The Paris Agreement called on countries to balance greenhouse gas sources, such as cars and factories, with ways of removing emissions from the atmosphere, such as forests and carbon capture technology, in the second half of this century. A report by the Intergovernmental Panel on Climate Change, released in 2018, examined how temperature rise could be limited to 1.5°C and urged the global community to reach net zero emissions of carbon dioxide by 2050.
Framing the effort to tackle climate change this way has proved useful. More than 30 countries have net zero targets set or proposed in law and existing policies, while more than 120 countries are discussing their own net zero targets. Some of these targets concern all greenhouse gas emissions, others just carbon dioxide, and most set 2050 as the deadline.
Writing as scholars and advisers on climate law and policy, we support the idea of progressively bringing global emissions to zero. But framing the discussion around net zero alone does not account for considerations of justice across countries, important differences in national climate politics, or the credibility of pledges.

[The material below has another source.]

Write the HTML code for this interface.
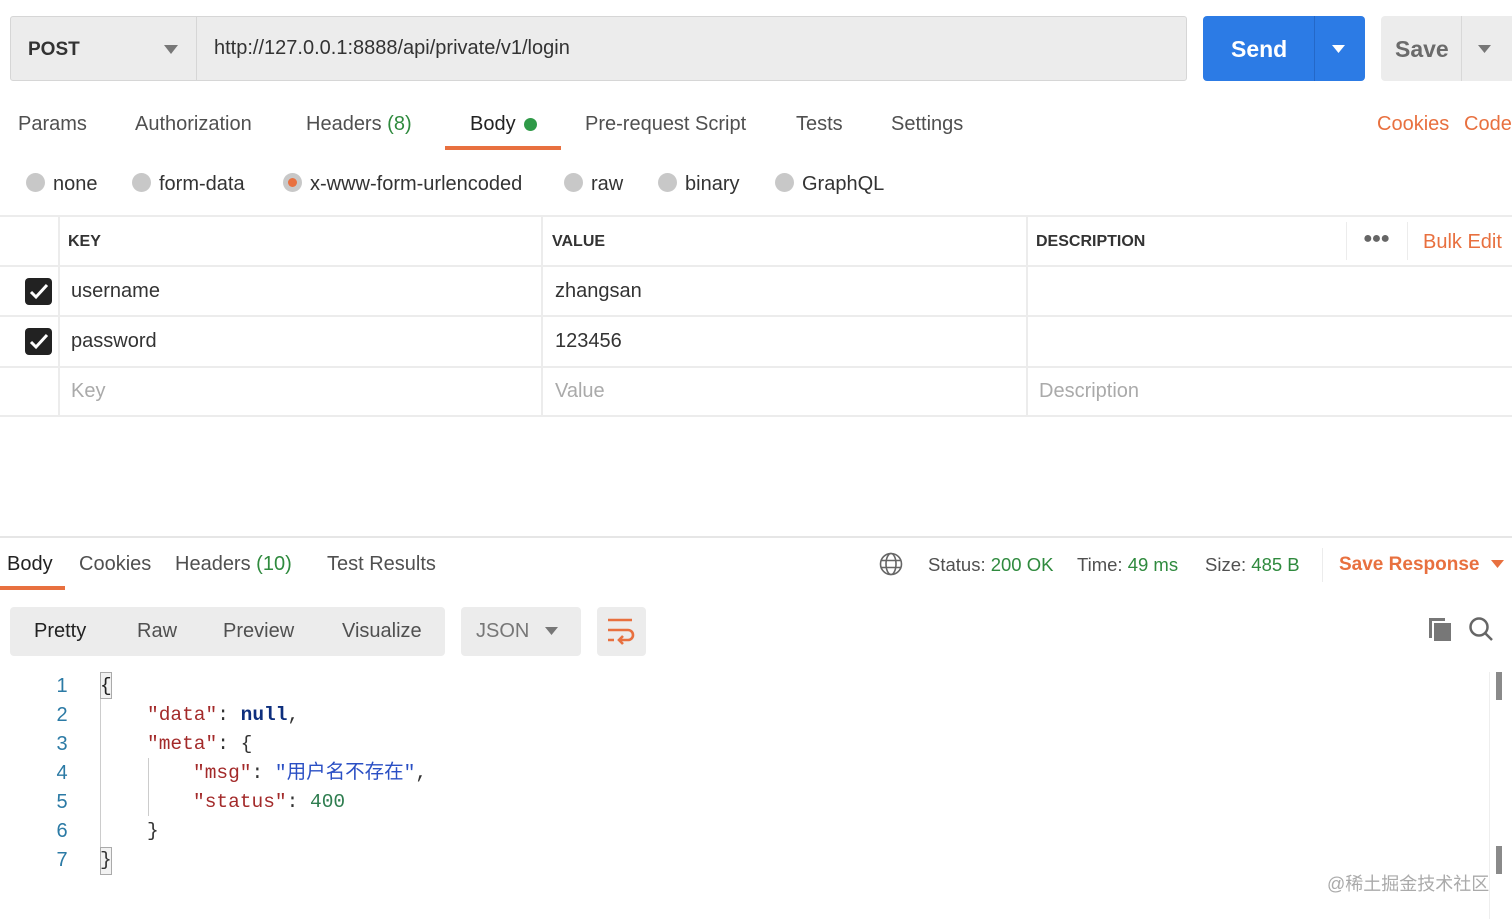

There is a risk that the call for global emissions to reach net zero by 2050 is seamlessly translated into a call for each country to announce net zero by 2050 targets. In recent months, leaders from the US and the UK and the UN Secretary General have suggested that a net zero emission target consistent with reaching global net zero carbon by 2050 is an important yardstick by which climate pledges by major economies are to be judged.